Synaptophysin expressed in the bronchopulmonary tract: neuroendocrine cells, neuroepithelial bodies, and neuroendocrine neoplasms
- PMID: 2442053
- DOI: 10.1111/j.1432-0436.1987.tb00057.x
Synaptophysin expressed in the bronchopulmonary tract: neuroendocrine cells, neuroepithelial bodies, and neuroendocrine neoplasms
Abstract
Synaptophysin is an integral membrane glycoprotein with an Mr of 38,000 that occurs in the small, clear vesicles present in neuronal cells and tumors as well as in pancreatic islet cells and various neuroendocrine (NE) carcinomas. We found that synaptophysin is also expressed in normal NE cells of the lungs of newborn rabbits and mice as well as of human fetuses.
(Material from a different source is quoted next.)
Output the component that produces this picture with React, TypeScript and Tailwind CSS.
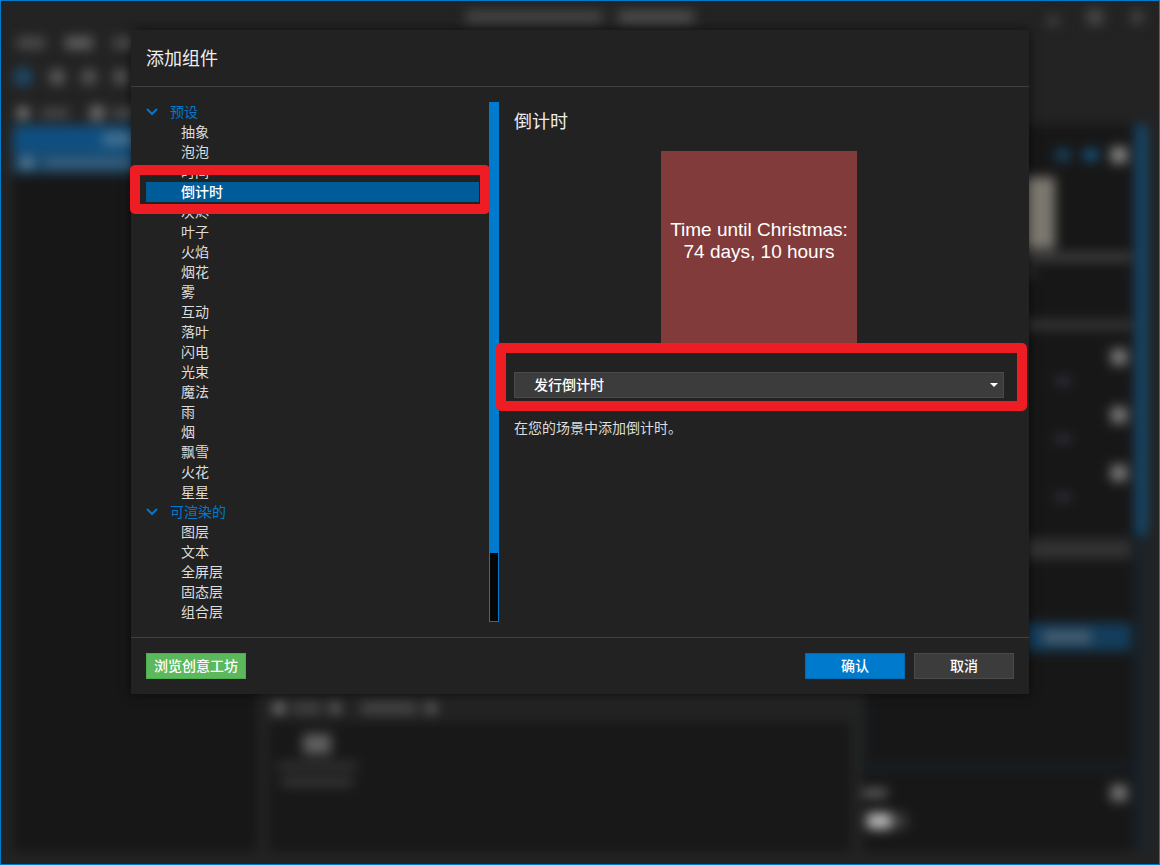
const groups = [
  {
    title: "预设",
    items: [
      "抽象",
      "泡泡",
      "时间",
      "倒计时",
      "灰烬",
      "叶子",
      "火焰",
      "烟花",
      "雾",
      "互动",
      "落叶",
      "闪电",
      "光束",
      "魔法",
      "雨",
      "烟",
      "飘雪",
      "火花",
      "星星",
    ],
  },
  {
    title: "可渲染的",
    items: ["图层", "文本", "全屏层", "固态层", "组合层"],
  },
];

const selected = "倒计时";

// Red marker frame: square inside, slightly rounded outside
function Marker({ className }: { className: string }) {
  return (
    <div
      className={`pointer-events-none absolute z-10 rounded-[5px] border-10 border-[#ee1c23] ${className}`}
    ></div>
  );
}

// Dimmed and blurred editor window behind the dialog
function EditorBackdrop() {
  return (
    <div
      aria-hidden="true"
      className="absolute inset-0 flex flex-col overflow-hidden bg-[#232323]"
    >
      <div className="flex flex-1 flex-col blur-[6px]">
        {/* Title bar */}
        <div className="flex h-8 items-center">
          <div className="w-28"></div>
          <div className="flex flex-1 items-center justify-center gap-4">
            <div className="h-3 w-[136px] bg-[#484848]"></div>
            <div className="h-3 w-[76px] bg-[#505050]"></div>
          </div>
          <div className="flex w-28 items-center justify-end gap-7 pr-4">
            <div className="mt-2 h-2 w-3 bg-[#484848]"></div>
            <div className="size-4 bg-[#484848]"></div>
            <div className="size-3 bg-[#484848]"></div>
          </div>
        </div>

        {/* Menu */}
        <div className="flex h-5 items-center gap-5 pl-4">
          <div className="h-3 w-7 bg-[#4c4c4c]"></div>
          <div className="h-3 w-7 bg-[#626262]"></div>
          <div className="h-3 w-7 bg-[#4c4c4c]"></div>
        </div>

        {/* Toolbar */}
        <div className="flex h-12 items-center gap-4 pl-3">
          <div className="size-5 rounded-full bg-[#1d4867]"></div>
          <div className="size-4 rounded-full bg-[#606060]"></div>
          <div className="size-4 rounded-full bg-[#585858]"></div>
          <div className="size-4 rounded-full bg-[#585858]"></div>
        </div>

        <div className="flex flex-1">
          {/* Layer list */}
          <div className="flex w-64 flex-col pb-3 pl-3">
            <div className="flex h-6 items-center gap-3 pl-1">
              <div className="size-3 rounded-full bg-[#909090]"></div>
              <div className="h-2 w-7 bg-[#505050]"></div>
              <div className="ml-2 size-4 rounded-full bg-[#707070]"></div>
              <div className="-ml-1 h-2 w-9 bg-[#585858]"></div>
            </div>
            <div className="flex-1 bg-[#171717]">
              <div className="flex h-7 items-center justify-center bg-[#0f4f80]">
                <div className="h-3 w-16 bg-[#4a7391]"></div>
              </div>
              <div className="flex h-5 items-center gap-3 bg-[#1d4a6b] pl-2">
                <div className="size-3 rounded-full bg-[#68889f]"></div>
                <div className="h-2 w-24 bg-[#3d6380]"></div>
              </div>
            </div>
          </div>

          {/* Viewport and asset browser */}
          <div className="flex flex-1 flex-col pb-3">
            <div className="flex-1"></div>
            <div className="flex h-7 items-center gap-2 pl-4">
              <div className="size-3 rounded-full bg-[#848484]"></div>
              <div className="h-3 w-7 bg-[#424242]"></div>
              <div className="size-3 rounded-full bg-[#666666]"></div>
              <div className="ml-3 h-3 w-14 bg-[#464646]"></div>
              <div className="size-3 rounded-full bg-[#666666]"></div>
            </div>
            <div className="mx-3 flex h-[130px] flex-col bg-[#181818] pt-3 pl-2">
              <div className="flex w-20 flex-col items-center gap-2">
                <div className="h-5 w-7 bg-[#606060]"></div>
                <div className="h-2 w-20 bg-[#343434]"></div>
                <div className="h-2 w-18 bg-[#3a3a3a]"></div>
              </div>
            </div>
          </div>

          {/* Properties */}
          <div className="mt-6 mr-3 mb-3 flex w-[284px]">
            <div className="flex flex-1 flex-col bg-[#171717] pr-1">
              <div className="flex h-[52px] items-center justify-end gap-3 pt-2 pr-1">
                <div className="h-3 w-4 rounded-full bg-[#184768]"></div>
                <div className="h-3 w-4 rounded-full bg-[#185888]"></div>
                <div className="size-4 bg-[#888888]"></div>
              </div>
              <div className="mr-[76px] h-18 bg-[#7c7870]"></div>
              <div className="mt-1 h-2 bg-[#444444]"></div>
              <div className="mt-2 mr-24 h-2 bg-[#343434]"></div>
              <div className="mt-11 h-2 bg-[#3c3c3c]"></div>
              {[0, 1, 2].map((row) => (
                <div key={row} className="flex h-[58px] flex-col pt-5 pr-1">
                  <div className="size-4 self-end bg-[#7c7c7c]"></div>
                  <div className="mt-3 mr-14 h-2 w-4 self-end bg-[#303040]"></div>
                </div>
              ))}
              <div className="mt-9 h-5 bg-[#323232]"></div>
              <div className="mt-16 flex h-7 items-center justify-end bg-[#143d5c] pr-10">
                <div className="h-3 w-12 bg-[#4a6070]"></div>
              </div>
              <div className="h-[118px] border-b-4 border-l-2 border-[#182530]"></div>
              <div className="mt-4 flex items-center justify-between pr-1">
                <div className="h-2 w-6 bg-[#686868]"></div>
                <div className="size-4 bg-[#787878]"></div>
              </div>
              <div className="mt-3 flex items-center pl-1">
                <div className="h-4 w-6 bg-[#b8b8b8]"></div>
                <div className="h-4 w-4 bg-[#3c3c3c]"></div>
              </div>
            </div>
            <div className="w-3 bg-[#19242c]">
              <div className="h-[410px] bg-[#154a70]"></div>
            </div>
          </div>
        </div>
      </div>
    </div>
  );
}

function ComponentTree() {
  return (
    <div className="relative flex w-[353px] shrink-0">
      <div className="flex-1 pr-[10px]">
        {groups.map((group) => (
          <div key={group.title}>
            <button className="flex h-5 w-full items-center gap-3 pb-0.5 text-left leading-4 text-[#007acc]">
              <svg
                viewBox="0 0 12 8"
                className="mt-px h-2 w-3 fill-none stroke-current stroke-2"
              >
                <path d="M1 1l5 5 5-5" />
              </svg>
              {group.title}
            </button>
            <ul>
              {group.items.map((item) => (
                <li key={item} className="relative">
                  <button
                    className={`block h-5 w-full pb-0.5 pl-[35px] text-left leading-4 ${
                      item === selected
                        ? "bg-[#005c99] font-medium text-white"
                        : "text-[#dddddd]"
                    }`}
                  >
                    {item}
                  </button>
                  {item === selected && (
                    <Marker className="-top-[17px] -right-[11px] -bottom-3 -left-4" />
                  )}
                </li>
              ))}
            </ul>
          </div>
        ))}
      </div>
      {/* Scrollbar */}
      <div className="w-[10px] border border-[#007acc] bg-[#050606]">
        <div className="h-[450px] bg-[#007acc]"></div>
      </div>
    </div>
  );
}

function ComponentDetails() {
  return (
    <div className="min-w-0 flex-1 pr-[10px]">
      <h2 className="pt-1 text-lg leading-7 text-[#eeeeee]">倒计时</h2>
      <div className="mx-auto mt-[17px] size-[196px] bg-[#823b3b] pt-[68px] text-center font-['Liberation_Sans',sans-serif] text-[19px] leading-[22px] whitespace-nowrap text-white">
        Time until Christmas:
        <br />
        74 days, 10 hours
      </div>
      <div className="relative mt-[25px]">
        <select
          aria-label="倒计时"
          className="block h-[26px] w-full appearance-none border border-[#4a4a4a] bg-[#3c3c3c] pb-0.5 pl-[19px] leading-5 font-medium text-white"
        >
          <option>发行倒计时</option>
        </select>
        <svg
          viewBox="0 0 8 4"
          className="pointer-events-none absolute top-[11px] right-[6px] h-1 w-2 fill-white"
        >
          <path d="M0 0h8L4 4z" />
        </svg>
        <Marker className="-top-[29px] -right-[23px] -bottom-[13px] -left-[18px]" />
      </div>
      <p className="mt-[19px] text-[#dddddd]">在您的场景中添加倒计时。</p>
    </div>
  );
}

export default function App() {
  return (
    <div className="relative min-h-screen border border-[#007acc] bg-[#232323] font-['Noto_Sans_CJK_SC',sans-serif] text-sm leading-5">
      <EditorBackdrop />
      <div
        role="dialog"
        aria-labelledby="dialog-title"
        className="relative mx-auto mt-[29px] max-w-[898px] bg-[#222222] shadow-[0_0_10px_rgba(0,0,0,0.6)]"
      >
        <div className="border-b border-[#404040] px-[15px] pb-0.5">
          <h1
            id="dialog-title"
            className="text-lg leading-[54px] text-[#eeeeee]"
          >
            添加组件
          </h1>
        </div>
        <div className="flex gap-[15px] p-[15px]">
          <ComponentTree />
          <ComponentDetails />
        </div>
        <div className="flex gap-[9px] border-t border-[#404040] p-[15px] font-medium text-white">
          <button className="mr-auto h-[26px] w-[100px] border border-[#4cae4c] bg-[#5cb85c] pb-0.5">
            浏览创意工坊
          </button>
          <button className="h-[26px] w-[100px] border border-[#006bb3] bg-[#007acc] pb-0.5">
            确认
          </button>
          <button className="h-[26px] w-[100px] border border-[#4a4a4a] bg-[#3c3c3c] pb-0.5">
            取消
          </button>
        </div>
      </div>
    </div>
  );
}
In bronchial ganglion cells and in nerves, synaptophysin is coexpressed with neurofilament proteins (NFPs), whereas in solitary NE cells and in at least some of the neuroepithelial bodies (NEBs) of the bronchial mucosal lining, synaptophysin coexists with cytokeratins. We also studied a series of NE neoplasms of the lung covering the entire spectrum of differentiation (i.e., from carcinoids to small-cell NE carcinomas), and found that synpatophysin was present in the majority of them. In these tumors, synaptophysin was invariably coexpressed with cytokeratin filaments and desmoplakin, as well as, occasionally, with NFP. Synaptophysin was identified throughout, the whole range of these NE neoplasms, i.e., from benign to low-grade to aggressive and rapidly metastasizing carcinomas; its presence was unaffected by the highly variable expression of serotonin and/or neuropeptides in these neoplasms, and was unrelated to the presence or absence of associated endocrine syndromes. Our findings indicate that synaptophysin occurs in the neural as well as in the epithelial components of the dispered NE system of the lung as well as in the majority of NE neoplasms of this organ, and that the expression of this protein is therefore independent of the cytoskeletal characteristics and other differentiation features of both normal and transformed NE cells of the lung. We emphasize the value of synaptophysin as an immunocytochemical marker of NE differentiation.